There are too many small villains in this show and it makes it too busy and too messy. This show would be brilliant if it just concentrated and a few big villains throughout the season. What they did with Gerald and Jonathan Crane (Julian Sands and Charlie Tahan) was brilliant, because they focused on one of the big villains and made two very good episodes out of it and created the foundations for the character of Scarecrow. Again, what they did with Jason Lennon/The Ogre was fantastic. Focusing on one villain and making three brilliant episodes out of it. By dwindling the number of villains means the writer would have had the opportunities to focus on Nygma and Harvey Dent (Nicholas D’Agosto) – whose character I think needed more building upon as well. Dent could have made a bigger supporting role than what he was.

However, there are also so many positives. One of the first things that I picked up on when I started watching the show is the casting. The casting is perfect, so a big thumbs up to the casting crew. Each actor and actress just slides into the roles that they were given so smoothly and conveys each specific character at its best. Child actor, David Mazouz, who plays a young Bruce Wayne, is exceptional and Seann Pertwee! I don’t think I’ve ever seen a better Alfred. (Sorry Michael Caine!) Pertwee brings Alfred alive with his dry, British humour and his somewhat funny “yes, Master Bruce” and “anything for you, Master Bruce”. James Gordon (Ben McKenzie) and Harvey Bullock’s (Donal Logue) chemistry on screen was also fantastic, with its witty comebacks from Bullock, it was an intriguing partnership between the two. It was a bit slow for Nygma to make his dramatic entrance as the Riddler, but when he finally got up to that point, when we finally saw his losing his mind and becoming the character that we identify as the Riddler, it was some of the best acting that I had seen on the show. The way that Cory Michael Smith portrays the Riddler is mind-blowing. He’s gotten every characteristic of Nygma spot on.

Even though the storyline of Bruce investigating his parents’ death was slow at first, it begins to pick up a nice pace just after the mid-season finale. And the ending where Alfred and Bruce find his fathers – Thomas Wayne’s – bat cave? it gave me chills and it was an awesome ending to the series. As we can see from the season two promos, we get to see more of Thomas’ hiding place and maybe find out if this is where Bruce builds the foundations of his Batcave?
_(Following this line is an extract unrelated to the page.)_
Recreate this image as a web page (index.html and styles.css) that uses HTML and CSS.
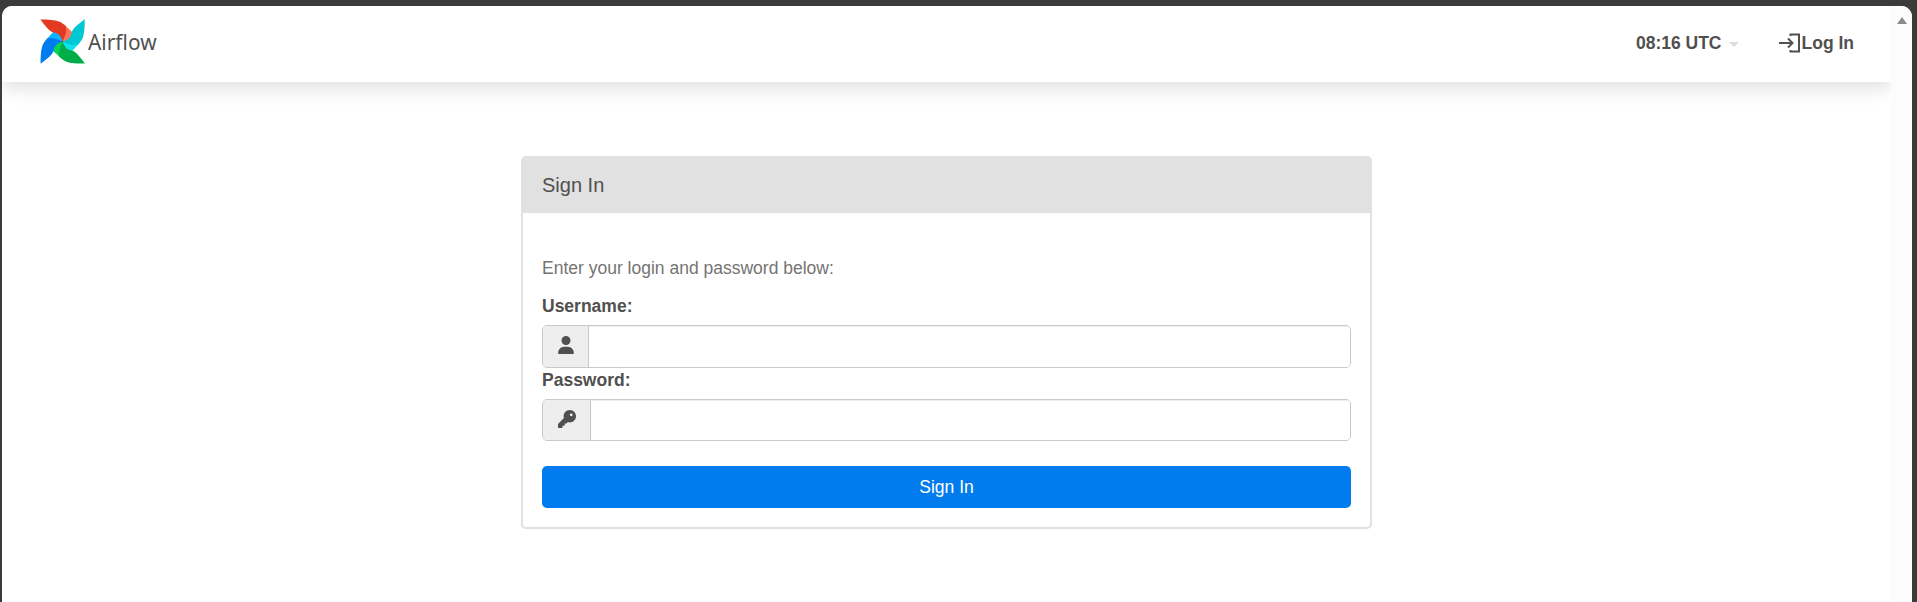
FILE: index.html
```html
<!DOCTYPE html>
<html lang="en">
<head>
<meta charset="utf-8">
<title>Sign In - Airflow</title>
<link rel="stylesheet" href="styles.css">
</head>
<body>
<div class="window">
  <div class="page">
    <header class="navbar">
      <a class="brand">
        <svg class="logo" viewBox="120 57 135 134">
          <defs>
            <path id="lobe" d="M185 70L196 77L215 94L217 99C217 115 207 122 188 124Z"/>
            <path id="petal" d="M121 58C145 57 170 60 180 65C188 70 195 75 198 79C201 95 194 111 188 124C183 108 175 98 160 97C145 91 136 77 121 58Z"/>
          </defs>
          <use href="#lobe" fill="#ff7557"/>
          <use href="#lobe" fill="#11e1ee" transform="rotate(90 188 124)"/>
          <use href="#lobe" fill="#04d659" transform="rotate(180 188 124)"/>
          <use href="#lobe" fill="#0cb6ff" transform="rotate(270 188 124)"/>
          <use href="#petal" fill="#e43921"/>
          <use href="#petal" fill="#00c7d4" transform="rotate(90 188 124)"/>
          <use href="#petal" fill="#00ad46" transform="rotate(180 188 124)"/>
          <use href="#petal" fill="#017cee" transform="rotate(270 188 124)"/>
          <circle cx="188" cy="124" r="2.5" fill="#51504f"/>
        </svg>
        <span class="brand-name">Airflow</span>
      </a>
      <nav class="nav">
        <a class="clock">08:16 UTC<span class="caret"></span></a>
        <a class="login"><svg class="login-icon" viewBox="0 0 22 20"><path fill="none" stroke="#51504f" stroke-width="2" d="M11.500 3V1.500H20V18.500H11.500V17M0 10H13.500M9 5.500L13.500 10L9 14.500"/></svg>Log In</a>
      </nav>
    </header>
    <main class="content">
      <section class="panel">
        <h1 class="panel-title">Sign In</h1>
        <form class="panel-body">
          <p class="hint">Enter your login and password below:</p>
          <label class="label" for="username">Username:</label>
          <div class="group group-user">
            <span class="addon"><svg class="user-icon" viewBox="0 0 448 512"><path fill="currentColor" d="M224 256a128 128 0 1 0 0-256a128 128 0 1 0 0 256zm-45.700 48C79.800 304 0 383.800 0 482.300C0 498.700 13.300 512 29.700 512H418.300c16.400 0 29.700-13.300 29.700-29.700C448 383.800 368.200 304 269.700 304H178.300z"/></svg></span>
            <input class="field" id="username" type="text">
          </div>
          <label class="label" for="password">Password:</label>
          <div class="group">
            <span class="addon"><svg class="key-icon" viewBox="0 0 512 512"><path fill="currentColor" d="M336 352c97.200 0 176-78.800 176-176S433.200 0 336 0S160 78.800 160 176c0 18.700 2.900 36.800 8.300 53.700L7 391c-4.500 4.500-7 10.600-7 17v80c0 13.300 10.700 24 24 24h80c13.300 0 24-10.700 24-24V448h40c13.300 0 24-10.700 24-24V384h40c6.400 0 12.500-2.500 17-7l33.300-33.300c16.900 5.400 35 8.300 53.700 8.300zM376 96a40 40 0 1 1 0 80a40 40 0 1 1 0-80z"/></svg></span>
            <input class="field" id="password" type="password">
          </div>
          <button class="submit" type="button">Sign In</button>
        </form>
      </section>
    </main>
  </div>
  <div class="scrollbar"><span class="scroll-up"></span></div>
</div>
</body>
</html>
```
FILE: styles.css
```css
* { box-sizing: border-box; }
body {
  margin: 0;
  height: 602px;
  padding: 6px 5px 0 2px;
  overflow: hidden;
  background: #3b3b3b;
  color: #51504f;
  font: 17.5px/25px "Liberation Sans", Arial, sans-serif;
}
.window {
  display: flex;
  height: 596px;
  background: #fff;
  border-radius: 10px 11px 0 0;
  overflow: hidden;
}
.page { flex: 1; overflow: hidden; }
.navbar {
  display: flex;
  justify-content: space-between;
  height: 76px;
  padding: 0 37px 0 38px;
  background: #fff;
  box-shadow: 0 6px 18px rgba(0, 0, 0, .13);
}
.brand { display: flex; padding-top: 13px; }
.logo { width: 45px; height: 45px; }
.brand-name {
  margin: 8px 0 0 3px;
  font: 20.9px/30px "Noto Sans", sans-serif;
}
.nav { display: flex; height: 74px; align-items: center; font-weight: bold; }
.clock { display: flex; align-items: center; margin-right: 40px; }
.caret {
  margin: 2px 0 0 7px;
  border: 5px solid transparent;
  border-top-color: #e2d9e2;
  border-bottom: 0;
}
.login { display: flex; align-items: center; }
.login-icon { width: 22px; height: 20px; margin-right: 1px; }
.content { padding: 74px 0 0 519px; }
.panel {
  width: 851px;
  height: 373px;
  border: 2px solid #e1e1e1;
  border-radius: 5px;
}
.panel-title {
  margin: 0;
  height: 55px;
  padding: 15px 19px 0;
  background: #e1e1e1;
  font-size: 20px;
  line-height: 25px;
  font-weight: normal;
}
.panel-body { display: flex; flex-direction: column; padding: 43px 19px 0; }
.hint { margin: 0 0 13px; color: #757473; }
.label { font-weight: bold; line-height: 25px; margin-bottom: 6px; }
.group {
  display: flex;
  height: 42px;
  border: 1px solid #c8c8c8;
  border-radius: 5px;
  overflow: hidden;
}
.group-user { height: 43px; }
.addon {
  display: flex;
  align-items: center;
  padding: 0 14px 0 15px;
  background: #eee;
  border-right: 1px solid #c8c8c8;
}
.user-icon { width: 16px; height: 18px; margin-top: -3px; }
.key-icon { width: 18px; height: 18px; margin-top: -2px; }
.field {
  flex: 1;
  min-width: 0;
  border: 0;
  outline: 0;
  padding: 0 15px;
  font: inherit;
  box-shadow: inset 0 1px 1px rgba(0, 0, 0, .075);
}
.submit {
  height: 42px;
  margin-top: 25px;
  border: 0;
  border-radius: 5px;
  background: #017cee;
  color: #fff;
  font: inherit;
}
.scrollbar { display: flex; justify-content: center; width: 21px; background: #fcfcfc; }
.scroll-up {
  width: 0;
  height: 0;
  margin-top: 11px;
  border: 5.500px solid transparent;
  border-top: 0;
  border-bottom: 7px solid #8b8b8b;
}
```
I mentioned earlier that there was a great character development for Barbara after episode 20, and it’s true. Seeing her develop from this fumbling character of a pretty woman standing in a corner doing nothing, to wielding a knife and killing her parents and going psycho on Dr Leslie Thompkins (Morena Baccarat); those scenes did wonders for Barbara’s character. Hopefully, we see the writers in season two extend on Barbara’s mental breakdown because I think it would be interesting to see which kind of character she turns in to. Or whom she turns in to? Harley Quinn maybe?

The mafia world in Gotham is another thing that I absolutely love about this show. The city of Carmine Falcone (John Doman) and Sal Maroni (David Mayas) was fascinating and made a very good diversion away from the soon-to-be supervillains. With Penguin creating a full-scale war between the two mobsters, and Maroni launching a massive attack on Falcone in the finale, it was almost like a breath of fresh air. Of course, it was quite abrupt when Falcone decided to retire from being a mobster and when Maroni got shot in the head by Mooney for calling her “babes” one to many times, but I love the whole world of crime within the show. It went hand-in-hand with the whole “prequel to Batman” theme.
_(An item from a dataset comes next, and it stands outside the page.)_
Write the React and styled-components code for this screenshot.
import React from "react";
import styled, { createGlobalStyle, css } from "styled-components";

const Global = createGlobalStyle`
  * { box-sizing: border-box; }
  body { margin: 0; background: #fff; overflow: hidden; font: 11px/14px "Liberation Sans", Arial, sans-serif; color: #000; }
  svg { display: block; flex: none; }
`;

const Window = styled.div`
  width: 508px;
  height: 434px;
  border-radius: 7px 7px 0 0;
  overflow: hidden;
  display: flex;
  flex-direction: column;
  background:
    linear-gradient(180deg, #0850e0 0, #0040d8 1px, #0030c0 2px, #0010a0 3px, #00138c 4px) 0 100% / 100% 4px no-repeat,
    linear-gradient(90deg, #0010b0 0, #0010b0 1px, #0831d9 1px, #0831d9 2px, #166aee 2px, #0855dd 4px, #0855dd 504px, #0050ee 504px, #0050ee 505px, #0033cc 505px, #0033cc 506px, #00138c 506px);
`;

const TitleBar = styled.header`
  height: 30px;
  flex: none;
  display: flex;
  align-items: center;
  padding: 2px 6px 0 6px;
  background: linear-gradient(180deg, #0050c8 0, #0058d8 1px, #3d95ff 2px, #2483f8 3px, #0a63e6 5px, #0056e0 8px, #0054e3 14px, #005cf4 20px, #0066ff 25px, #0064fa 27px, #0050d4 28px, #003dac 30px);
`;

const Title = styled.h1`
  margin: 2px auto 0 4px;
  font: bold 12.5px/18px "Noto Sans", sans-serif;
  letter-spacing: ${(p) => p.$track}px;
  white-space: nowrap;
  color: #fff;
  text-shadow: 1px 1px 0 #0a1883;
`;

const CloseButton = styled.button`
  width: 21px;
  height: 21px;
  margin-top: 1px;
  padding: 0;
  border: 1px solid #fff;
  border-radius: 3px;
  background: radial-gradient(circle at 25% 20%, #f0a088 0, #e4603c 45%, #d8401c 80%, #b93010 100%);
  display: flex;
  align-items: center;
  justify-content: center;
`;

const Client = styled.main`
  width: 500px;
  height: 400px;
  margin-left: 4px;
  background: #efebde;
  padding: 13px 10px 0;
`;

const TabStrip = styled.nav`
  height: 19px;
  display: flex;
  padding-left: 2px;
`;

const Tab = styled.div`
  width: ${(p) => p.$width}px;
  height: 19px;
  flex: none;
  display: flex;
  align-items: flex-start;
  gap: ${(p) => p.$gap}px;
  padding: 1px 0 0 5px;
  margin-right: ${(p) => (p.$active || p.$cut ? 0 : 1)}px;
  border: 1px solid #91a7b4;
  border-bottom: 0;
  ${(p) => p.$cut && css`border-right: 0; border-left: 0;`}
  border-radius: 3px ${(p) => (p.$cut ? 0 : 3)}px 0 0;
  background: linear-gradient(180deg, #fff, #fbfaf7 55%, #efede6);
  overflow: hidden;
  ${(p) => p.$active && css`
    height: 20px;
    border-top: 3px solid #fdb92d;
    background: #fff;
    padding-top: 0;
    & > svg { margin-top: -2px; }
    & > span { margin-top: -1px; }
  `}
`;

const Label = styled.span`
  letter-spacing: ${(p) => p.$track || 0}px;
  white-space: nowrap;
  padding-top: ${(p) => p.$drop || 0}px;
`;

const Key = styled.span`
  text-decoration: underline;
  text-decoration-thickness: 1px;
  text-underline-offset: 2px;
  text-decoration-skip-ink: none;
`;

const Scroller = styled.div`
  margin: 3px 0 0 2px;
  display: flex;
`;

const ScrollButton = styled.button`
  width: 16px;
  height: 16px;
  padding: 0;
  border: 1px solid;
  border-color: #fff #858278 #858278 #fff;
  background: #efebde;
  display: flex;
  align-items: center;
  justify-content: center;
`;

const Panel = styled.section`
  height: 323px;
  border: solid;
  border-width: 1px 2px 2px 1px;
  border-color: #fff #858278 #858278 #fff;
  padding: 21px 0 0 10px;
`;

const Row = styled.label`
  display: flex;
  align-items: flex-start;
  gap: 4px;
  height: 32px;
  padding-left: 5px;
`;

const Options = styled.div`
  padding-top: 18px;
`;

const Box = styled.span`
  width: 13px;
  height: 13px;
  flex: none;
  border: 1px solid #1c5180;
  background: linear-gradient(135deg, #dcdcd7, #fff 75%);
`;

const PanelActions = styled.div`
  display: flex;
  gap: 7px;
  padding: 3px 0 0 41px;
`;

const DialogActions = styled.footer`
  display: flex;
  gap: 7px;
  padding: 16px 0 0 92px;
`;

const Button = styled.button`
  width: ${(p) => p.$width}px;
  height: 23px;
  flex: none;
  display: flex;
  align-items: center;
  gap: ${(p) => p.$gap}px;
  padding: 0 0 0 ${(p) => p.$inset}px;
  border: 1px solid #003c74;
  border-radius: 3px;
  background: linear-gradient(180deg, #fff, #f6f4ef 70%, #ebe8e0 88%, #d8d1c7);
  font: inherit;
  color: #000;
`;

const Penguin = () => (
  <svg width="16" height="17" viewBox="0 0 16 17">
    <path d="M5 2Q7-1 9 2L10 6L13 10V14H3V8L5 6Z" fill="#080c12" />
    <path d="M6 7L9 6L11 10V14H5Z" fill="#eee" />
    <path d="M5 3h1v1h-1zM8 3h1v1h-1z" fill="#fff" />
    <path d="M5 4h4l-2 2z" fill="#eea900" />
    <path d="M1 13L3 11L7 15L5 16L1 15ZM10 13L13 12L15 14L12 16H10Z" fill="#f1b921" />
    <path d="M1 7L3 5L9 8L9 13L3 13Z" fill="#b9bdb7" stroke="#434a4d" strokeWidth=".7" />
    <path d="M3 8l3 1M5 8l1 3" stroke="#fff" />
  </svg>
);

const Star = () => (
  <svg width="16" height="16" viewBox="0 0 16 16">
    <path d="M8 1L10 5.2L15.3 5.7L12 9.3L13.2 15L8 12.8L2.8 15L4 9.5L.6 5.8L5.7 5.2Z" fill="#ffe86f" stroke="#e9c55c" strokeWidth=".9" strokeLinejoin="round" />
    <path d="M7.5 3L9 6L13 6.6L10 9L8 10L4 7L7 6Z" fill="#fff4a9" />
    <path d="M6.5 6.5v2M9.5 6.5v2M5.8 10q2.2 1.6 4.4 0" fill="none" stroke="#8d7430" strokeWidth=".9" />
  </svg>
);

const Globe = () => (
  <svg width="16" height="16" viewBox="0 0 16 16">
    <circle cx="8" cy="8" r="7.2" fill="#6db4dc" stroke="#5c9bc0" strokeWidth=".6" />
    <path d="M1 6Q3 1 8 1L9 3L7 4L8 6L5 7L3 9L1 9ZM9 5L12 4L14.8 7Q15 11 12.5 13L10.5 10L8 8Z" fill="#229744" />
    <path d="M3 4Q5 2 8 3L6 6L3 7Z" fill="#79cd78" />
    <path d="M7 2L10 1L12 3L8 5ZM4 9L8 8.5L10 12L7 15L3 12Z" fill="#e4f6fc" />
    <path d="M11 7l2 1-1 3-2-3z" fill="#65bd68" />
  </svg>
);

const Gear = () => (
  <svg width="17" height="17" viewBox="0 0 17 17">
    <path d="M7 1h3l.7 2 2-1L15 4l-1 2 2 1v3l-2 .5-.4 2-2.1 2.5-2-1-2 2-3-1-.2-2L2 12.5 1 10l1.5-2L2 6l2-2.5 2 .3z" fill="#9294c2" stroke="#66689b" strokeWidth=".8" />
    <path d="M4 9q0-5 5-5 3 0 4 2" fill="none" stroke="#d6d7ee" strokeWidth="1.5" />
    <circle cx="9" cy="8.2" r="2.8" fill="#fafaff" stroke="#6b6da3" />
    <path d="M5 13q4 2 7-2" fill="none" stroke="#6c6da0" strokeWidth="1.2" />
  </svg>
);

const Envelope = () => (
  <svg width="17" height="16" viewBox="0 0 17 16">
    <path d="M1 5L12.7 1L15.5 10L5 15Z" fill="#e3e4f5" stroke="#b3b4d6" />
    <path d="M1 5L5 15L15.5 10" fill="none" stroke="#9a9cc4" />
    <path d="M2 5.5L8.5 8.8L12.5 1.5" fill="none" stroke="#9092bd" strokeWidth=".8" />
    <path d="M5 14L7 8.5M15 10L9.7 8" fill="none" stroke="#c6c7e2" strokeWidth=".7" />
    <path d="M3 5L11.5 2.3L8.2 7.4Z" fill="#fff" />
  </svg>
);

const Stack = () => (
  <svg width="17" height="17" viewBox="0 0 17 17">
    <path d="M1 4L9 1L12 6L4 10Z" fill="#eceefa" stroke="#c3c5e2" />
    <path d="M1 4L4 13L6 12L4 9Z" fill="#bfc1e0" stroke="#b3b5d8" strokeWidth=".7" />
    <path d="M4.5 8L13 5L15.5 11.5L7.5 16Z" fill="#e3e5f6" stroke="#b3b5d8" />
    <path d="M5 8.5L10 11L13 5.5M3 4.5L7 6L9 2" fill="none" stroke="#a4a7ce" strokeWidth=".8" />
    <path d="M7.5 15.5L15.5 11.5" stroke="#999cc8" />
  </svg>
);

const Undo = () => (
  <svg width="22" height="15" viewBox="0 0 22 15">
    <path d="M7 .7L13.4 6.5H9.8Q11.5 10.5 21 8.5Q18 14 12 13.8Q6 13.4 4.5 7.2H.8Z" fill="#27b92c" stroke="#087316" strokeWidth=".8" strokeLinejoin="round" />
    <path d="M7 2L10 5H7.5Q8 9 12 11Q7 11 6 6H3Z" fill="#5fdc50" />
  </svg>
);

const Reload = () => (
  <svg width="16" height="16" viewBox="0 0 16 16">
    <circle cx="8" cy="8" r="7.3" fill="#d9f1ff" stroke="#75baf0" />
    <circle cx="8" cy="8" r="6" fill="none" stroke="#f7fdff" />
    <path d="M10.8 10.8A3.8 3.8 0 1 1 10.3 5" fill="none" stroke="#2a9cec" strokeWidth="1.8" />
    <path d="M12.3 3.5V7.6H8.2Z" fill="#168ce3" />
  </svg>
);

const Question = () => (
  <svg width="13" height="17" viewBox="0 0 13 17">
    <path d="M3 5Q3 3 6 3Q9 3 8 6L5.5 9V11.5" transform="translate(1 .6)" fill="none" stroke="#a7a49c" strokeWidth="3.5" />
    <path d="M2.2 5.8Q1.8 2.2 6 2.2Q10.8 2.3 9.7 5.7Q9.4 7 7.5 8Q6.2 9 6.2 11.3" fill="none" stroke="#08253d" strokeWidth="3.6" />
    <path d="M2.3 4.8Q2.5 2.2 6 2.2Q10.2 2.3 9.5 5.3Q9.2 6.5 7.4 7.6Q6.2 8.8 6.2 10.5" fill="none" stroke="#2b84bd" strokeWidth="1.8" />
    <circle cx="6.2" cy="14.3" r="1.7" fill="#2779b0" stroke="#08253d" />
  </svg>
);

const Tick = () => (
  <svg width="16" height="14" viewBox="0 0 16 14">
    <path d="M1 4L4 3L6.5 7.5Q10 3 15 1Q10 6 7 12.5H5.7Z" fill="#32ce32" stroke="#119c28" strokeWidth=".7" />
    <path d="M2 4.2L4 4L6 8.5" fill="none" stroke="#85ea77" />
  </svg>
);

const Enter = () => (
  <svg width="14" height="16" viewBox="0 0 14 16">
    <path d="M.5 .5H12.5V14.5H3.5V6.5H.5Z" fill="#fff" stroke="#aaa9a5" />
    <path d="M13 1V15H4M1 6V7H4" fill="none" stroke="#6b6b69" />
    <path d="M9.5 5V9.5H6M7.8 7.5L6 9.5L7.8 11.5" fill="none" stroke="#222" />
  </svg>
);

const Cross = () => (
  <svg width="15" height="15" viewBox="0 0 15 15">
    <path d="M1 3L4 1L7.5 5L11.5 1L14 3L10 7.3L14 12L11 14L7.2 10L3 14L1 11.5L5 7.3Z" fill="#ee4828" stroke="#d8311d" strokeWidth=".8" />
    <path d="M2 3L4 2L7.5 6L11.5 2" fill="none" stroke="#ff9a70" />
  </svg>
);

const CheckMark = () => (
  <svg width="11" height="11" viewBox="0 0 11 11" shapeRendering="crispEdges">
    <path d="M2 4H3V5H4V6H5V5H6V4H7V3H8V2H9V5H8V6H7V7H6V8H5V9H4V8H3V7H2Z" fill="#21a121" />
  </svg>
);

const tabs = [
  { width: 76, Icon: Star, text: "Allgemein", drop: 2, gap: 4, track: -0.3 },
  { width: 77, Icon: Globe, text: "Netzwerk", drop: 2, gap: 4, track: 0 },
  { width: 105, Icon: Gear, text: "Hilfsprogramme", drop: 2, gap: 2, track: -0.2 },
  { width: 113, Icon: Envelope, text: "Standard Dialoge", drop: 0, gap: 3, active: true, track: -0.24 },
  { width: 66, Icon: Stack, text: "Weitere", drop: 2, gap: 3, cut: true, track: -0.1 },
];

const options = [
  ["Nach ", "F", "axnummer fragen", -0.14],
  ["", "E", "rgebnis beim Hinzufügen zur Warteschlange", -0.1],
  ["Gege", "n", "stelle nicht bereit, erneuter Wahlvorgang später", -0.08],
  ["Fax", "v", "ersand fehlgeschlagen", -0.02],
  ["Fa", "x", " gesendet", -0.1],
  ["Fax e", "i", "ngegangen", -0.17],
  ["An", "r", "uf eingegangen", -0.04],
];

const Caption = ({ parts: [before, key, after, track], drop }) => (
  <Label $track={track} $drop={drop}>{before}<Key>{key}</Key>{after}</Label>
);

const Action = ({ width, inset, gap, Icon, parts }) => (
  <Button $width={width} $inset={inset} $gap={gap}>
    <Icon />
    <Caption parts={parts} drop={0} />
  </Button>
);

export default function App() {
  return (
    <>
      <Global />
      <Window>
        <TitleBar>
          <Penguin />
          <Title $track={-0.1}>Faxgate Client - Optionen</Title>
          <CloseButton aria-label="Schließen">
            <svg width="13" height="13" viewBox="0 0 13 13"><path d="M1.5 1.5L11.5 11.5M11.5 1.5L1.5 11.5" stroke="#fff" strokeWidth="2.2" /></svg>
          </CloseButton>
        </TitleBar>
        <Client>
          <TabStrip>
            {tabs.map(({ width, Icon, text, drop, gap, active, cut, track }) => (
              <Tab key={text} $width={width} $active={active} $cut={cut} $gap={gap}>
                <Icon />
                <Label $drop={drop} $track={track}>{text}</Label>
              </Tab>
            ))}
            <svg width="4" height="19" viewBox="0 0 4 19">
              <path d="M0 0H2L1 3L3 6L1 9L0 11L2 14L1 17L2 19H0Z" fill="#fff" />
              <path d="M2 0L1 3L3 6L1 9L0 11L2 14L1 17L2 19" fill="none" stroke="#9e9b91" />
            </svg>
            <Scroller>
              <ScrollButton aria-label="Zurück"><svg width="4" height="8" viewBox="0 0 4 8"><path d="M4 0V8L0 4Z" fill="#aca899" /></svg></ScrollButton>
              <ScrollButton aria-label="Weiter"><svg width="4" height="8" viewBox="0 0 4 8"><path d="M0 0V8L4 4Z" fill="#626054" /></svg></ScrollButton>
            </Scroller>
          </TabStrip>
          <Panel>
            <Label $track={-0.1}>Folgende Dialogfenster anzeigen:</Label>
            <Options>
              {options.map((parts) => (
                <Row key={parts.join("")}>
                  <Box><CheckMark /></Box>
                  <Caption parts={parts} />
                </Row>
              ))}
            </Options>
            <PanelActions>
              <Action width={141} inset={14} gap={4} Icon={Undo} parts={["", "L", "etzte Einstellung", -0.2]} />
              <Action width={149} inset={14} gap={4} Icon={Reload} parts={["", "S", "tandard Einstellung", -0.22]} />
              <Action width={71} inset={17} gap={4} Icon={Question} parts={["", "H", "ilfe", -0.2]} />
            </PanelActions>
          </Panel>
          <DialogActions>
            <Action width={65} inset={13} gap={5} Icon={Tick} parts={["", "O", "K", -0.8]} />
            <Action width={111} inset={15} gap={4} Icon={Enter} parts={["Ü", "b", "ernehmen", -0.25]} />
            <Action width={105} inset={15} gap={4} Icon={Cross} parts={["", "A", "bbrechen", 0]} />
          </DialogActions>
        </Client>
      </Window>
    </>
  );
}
Sure, the road throughout the first season of Gotham has been rocky, but hopefully, the writers will find their feet for season two; which has already been renewed and Netflix have already stolen the rights. This show is definitely a must-see for anyone and whilst there are better superhero tv shows out there, I feel like this binge-worthy show has my immediate attention for when season two approaches.